Valeria para os confrades que combatem o valor dos textos de Emmanuel uma segunda reflexão acompanhada de uma simples proposta. Por que os confrades, adversários das ideias de Emmanuel, não tentam escrever um único livro com 180 artigos originais sobre versículos evangélicos, que não sejam repetitivos, e que ensinem Evangelho, Doutrina e reforma íntima, de forma coerente, em um bom português, com uma qualidade superior àquela dos textos de Emmanuel?
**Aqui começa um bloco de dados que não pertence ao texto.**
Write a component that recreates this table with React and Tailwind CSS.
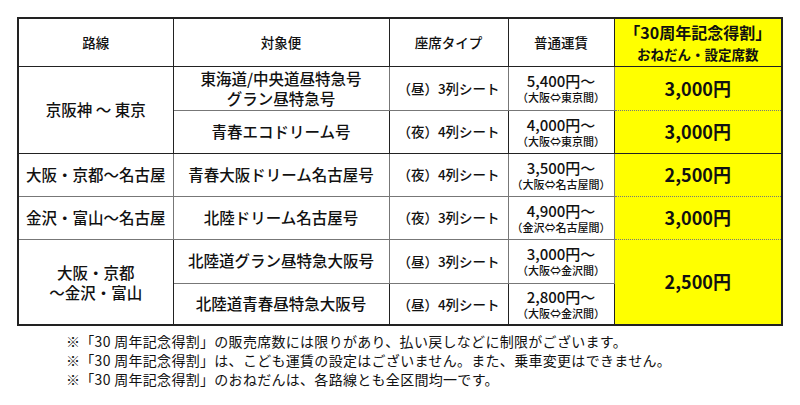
import React from "react";

const F = { fontFamily: '"Noto Sans CJK JP", "Noto Sans", sans-serif' };

function Fare({ price, sub }) {
  return (
    <div className="flex flex-col items-center">
      <span className="text-[15px] leading-[18px]">{price}</span>
      <span className="text-[11px] leading-[14px]">{sub}</span>
    </div>
  );
}

export default function App() {
  const solid = "border-b border-solid border-[#222]";
  const dotted = "border-b border-dotted border-[#777]";
  const vr = "border-r-[1.5px] border-solid border-[#222]";
  const base = "text-center align-middle p-0 text-[#111]";
  const cell = `${base} font-medium`;
  const name = "text-[15.5px]";
  const seat = "text-[13.5px]";
  const price = `${base} bg-[#ffff00] font-bold text-[18px]`;
  return (
    <div className="w-[800px] h-[405px] bg-white relative" style={F}>
      <div className="pt-[17px] pl-[17px]">
        <table className="border-collapse border-2 border-solid border-[#222] table-fixed" style={{ width: 764 }}>
          <colgroup>
            <col style={{ width: 155 }} />
            <col style={{ width: 216 }} />
            <col style={{ width: 119 }} />
            <col style={{ width: 106 }} />
            <col style={{ width: 168 }} />
          </colgroup>
          <tbody>
            <tr className="h-[48px]">
              <td className={`${cell} ${vr} ${solid} text-[13.5px]`}>路線</td>
              <td className={`${cell} ${vr} ${solid} text-[13.5px]`}>対象便</td>
              <td className={`${cell} ${vr} ${solid} text-[13.5px]`}>座席タイプ</td>
              <td className={`${cell} ${vr} ${solid} text-[13.5px]`}>普通運賃</td>
              <td className={`${base} ${solid} bg-[#ffff00] font-bold`}>
                <div className="flex flex-col items-center gap-[1px]">
                  <span className="text-[16px] leading-[22px]">「30周年記念得割」</span>
                  <span className="text-[13.5px] leading-[20px]">おねだん・設定席数</span>
                </div>
              </td>
            </tr>
            <tr className="h-[44px]">
              <td rowSpan={2} className={`${cell} ${vr} ${solid} ${name}`}>京阪神 ～ 東京</td>
              <td className={`${cell} ${vr} ${dotted} ${name} leading-[20px]`}>
                東海道/中央道昼特急号<br />グラン昼特急号
              </td>
              <td className={`${cell} ${vr} ${dotted} ${seat}`}>（昼）3列シート</td>
              <td className={`${cell} ${vr} ${dotted}`}><Fare price="5,400円～" sub="（大阪⇔東京間）" /></td>
              <td className={`${price} ${dotted}`}>3,000円</td>
            </tr>
            <tr className="h-[43px]">
              <td className={`${cell} ${vr} ${solid} ${name}`}>青春エコドリーム号</td>
              <td className={`${cell} ${vr} ${solid} ${seat}`}>（夜）4列シート</td>
              <td className={`${cell} ${vr} ${solid}`}><Fare price="4,000円～" sub="（大阪⇔東京間）" /></td>
              <td className={`${price} ${solid}`}>3,000円</td>
            </tr>
            <tr className="h-[43px]">
              <td className={`${cell} ${vr} ${dotted} ${name}`}>大阪・京都～名古屋</td>
              <td className={`${cell} ${vr} ${dotted} ${name}`}>青春大阪ドリーム名古屋号</td>
              <td className={`${cell} ${vr} ${dotted} ${seat}`}>（夜）4列シート</td>
              <td className={`${cell} ${vr} ${dotted}`}><Fare price="3,500円～" sub="（大阪⇔名古屋間）" /></td>
              <td className={`${price} ${dotted}`}>2,500円</td>
            </tr>
            <tr className="h-[43px]">
              <td className={`${cell} ${vr} ${dotted} ${name}`}>金沢・富山～名古屋</td>
              <td className={`${cell} ${vr} ${dotted} ${name}`}>北陸ドリーム名古屋号</td>
              <td className={`${cell} ${vr} ${dotted} ${seat}`}>（夜）3列シート</td>
              <td className={`${cell} ${vr} ${dotted}`}><Fare price="4,900円～" sub="（金沢⇔名古屋間）" /></td>
              <td className={`${price} ${dotted}`}>3,000円</td>
            </tr>
            <tr className="h-[44px]">
              <td rowSpan={2} className={`${cell} ${vr} ${name} leading-[20px]`}>大阪・京都<br />～金沢・富山</td>
              <td className={`${cell} ${vr} ${dotted} ${name}`}>北陸道グラン昼特急大阪号</td>
              <td className={`${cell} ${vr} ${dotted} ${seat}`}>（昼）3列シート</td>
              <td className={`${cell} ${vr} ${dotted}`}><Fare price="3,000円～" sub="（大阪⇔金沢間）" /></td>
              <td rowSpan={2} className={price}>2,500円</td>
            </tr>
            <tr className="h-[42px]">
              <td className={`${cell} ${vr} ${name}`}>北陸道青春昼特急大阪号</td>
              <td className={`${cell} ${vr} ${seat}`}>（昼）4列シート</td>
              <td className={`${cell} ${vr}`}><Fare price="2,800円～" sub="（大阪⇔金沢間）" /></td>
            </tr>
          </tbody>
        </table>
      </div>
      <div className="pl-[66px] pt-[6px] text-[14px] tracking-[0.3px] leading-[19px] text-[#111]">
        <div>※「30 周年記念得割」の販売席数には限りがあり、払い戻しなどに制限がございます。</div>
        <div>※「30 周年記念得割」は、こども運賃の設定はございません。また、乗車変更はできません。</div>
        <div>※「30 周年記念得割」のおねだんは、各路線とも全区間均一です。</div>
      </div>
    </div>
  );
}
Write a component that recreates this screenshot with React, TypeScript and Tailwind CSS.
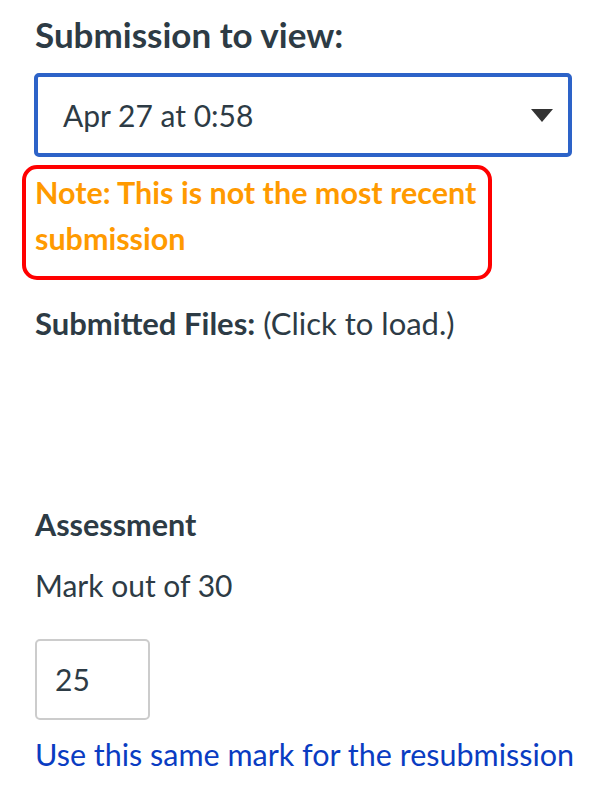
export default function App() {
  return (
    <div className="w-[611px] h-[811px] bg-white text-[#2d3b45]" style={{ fontFamily: "Lato, 'Open Sans', sans-serif" }}>
      <div className="pl-[35px] pt-[14px]">
        <h2 className="text-[35px] font-bold leading-[41px] text-[#2d3b45]">Submission to view:</h2>
        <div className="mt-[18px] ml-[-1px] w-[538px] h-[84px] border-[4px] border-[#2d63c8] rounded-[5px] flex items-center justify-between pl-[25px] pr-[15px]">
          <span className="text-[30px] leading-[36px] text-[#2d3b45]">Apr 27 at 0:58</span>
          <svg width="22" height="13" viewBox="0 0 22 13"><path d="M0 0H22L11 13Z" fill="#333" /></svg>
        </div>
        <div className="mt-[8px] ml-[-13px] w-[470px] h-[115px] border-[4px] border-[#ff0000] rounded-[15px] pl-[9px]">
          <p className="text-[30.5px] font-bold leading-[46px] text-[#ff9a00] whitespace-nowrap">Note: This is not the most recent<br />submission</p>
        </div>
        <p className="mt-[25px] text-[31px] leading-[36px]"><span className="font-bold">Submitted Files:</span> (Click to load.)</p>
        <p className="mt-[166px] text-[30.5px] leading-[34px] font-bold">Assessment</p>
        <p className="mt-[26px] text-[30px] leading-[36px]">Mark out of 30</p>
        <div className="mt-[36px] w-[115px] h-[81px] border-2 border-[#cccccc] rounded-[5px] flex items-center pl-[18px]">
          <span className="text-[30px]">25</span>
        </div>
        <p className="mt-[16px] text-[30.5px] leading-[36px] text-[#0a3cc2] whitespace-nowrap">Use this same mark for the resubmission</p>
      </div>
    </div>
  );
}
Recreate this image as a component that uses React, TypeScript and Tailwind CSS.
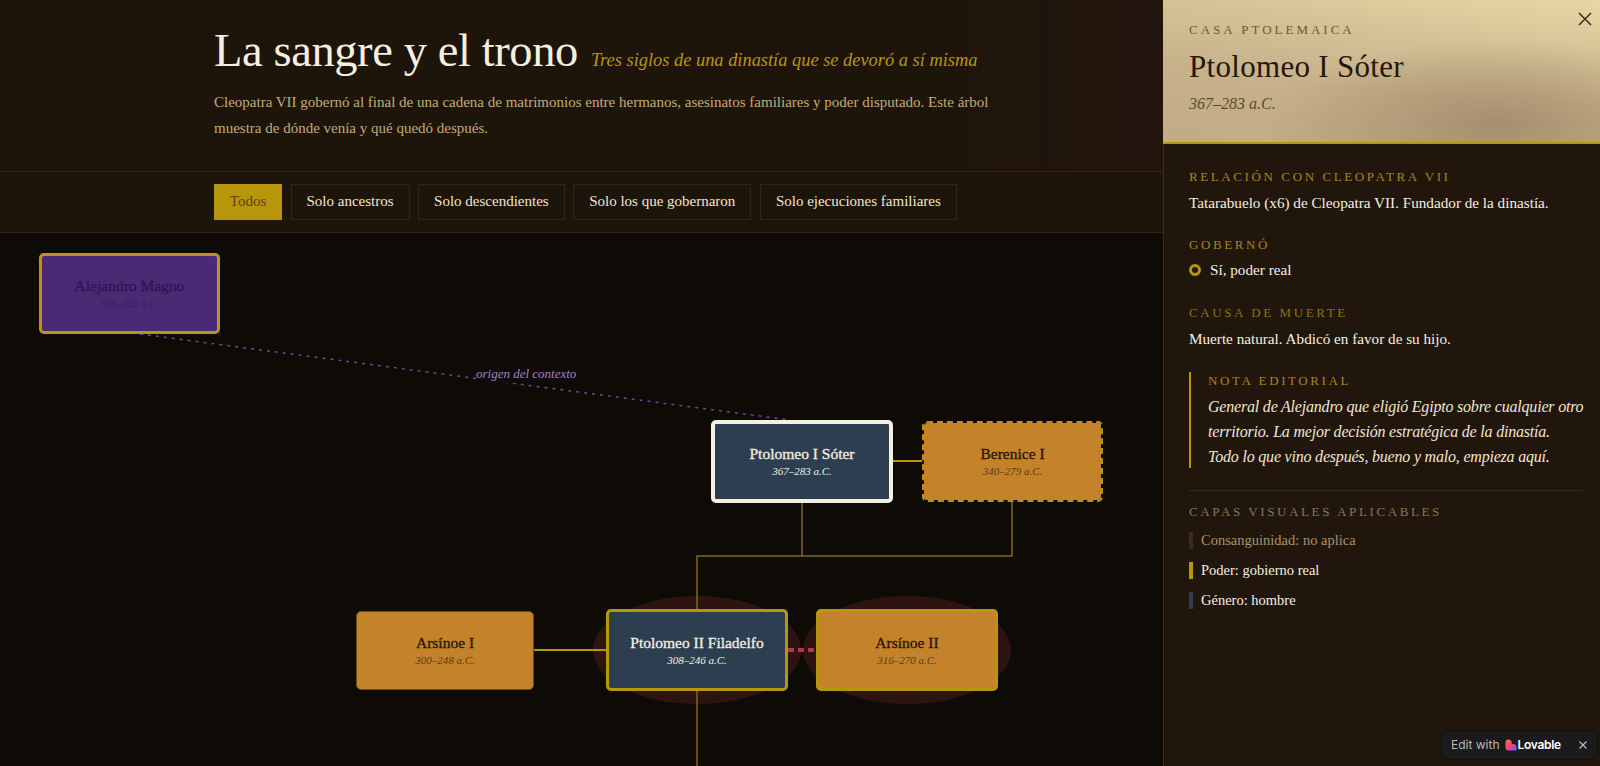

Se conseguirem tal feito, a nosso ver inédito, certamente trarão grande contribuição ao movimento espírita, pois estarão contribuindo para a melhoria de nossos estudos e aprofundamentos doutrinários. E, por outro lado, se perceberem que não é tão fácil assim escrever somente um livro de 180 mensagens (lembrando que Emmanuel tem vários com esse volume), seria o caso, talvez, de repensar alguns exageros críticos. Afinal, “reconhece-se o verdadeiro espírita pela sua transformação moral e pelos esforços que empreende para domar suas más inclinações”.

O reconhecimento do Movimento Espírita aos Livros de Emmanuel

Em 1999, em uma pesquisa realizada pela Editora Candeia, foram eleitos, por importantes trabalhadores espíritas, os dez maiores livros espíritas do século XX. Dentre esses dez livros, três são de autoria de Emmanuel: Paulo e Estêvão, A Caminho da Luz e Há Dois Mil Anos. Será que esses confrades votantes nessa pesquisa estão completamente equivocados e obnubilados doutrinariamente? Obviamente, apesar de improvável, isso não é impossível. Mas se for esse o caso, seria necessário um amplo estudo das falhas de grande parte de expoentes de nosso movimento.

Após Allan Kardec, provavelmente nenhum outro autor espírita escreveu quantitativamente e qualitativamente tão bem sobre o Evangelho à luz da Doutrina Espírita como Emmanuel. Assim sendo, seria o caso de se questionar: Acaso, todos os adversários de Emmanuel rejeitariam o caráter religioso e cristão do Espiritismo? Ou considerariam esse aspecto religioso e cristão menos relevante? Ou só leem uma única obra religiosa/cristã, que seria O Evangelho segundo o Espiritismo?

Ficam os questionamentos em prol de nosso maior entendimento do tríplice aspecto doutrinário.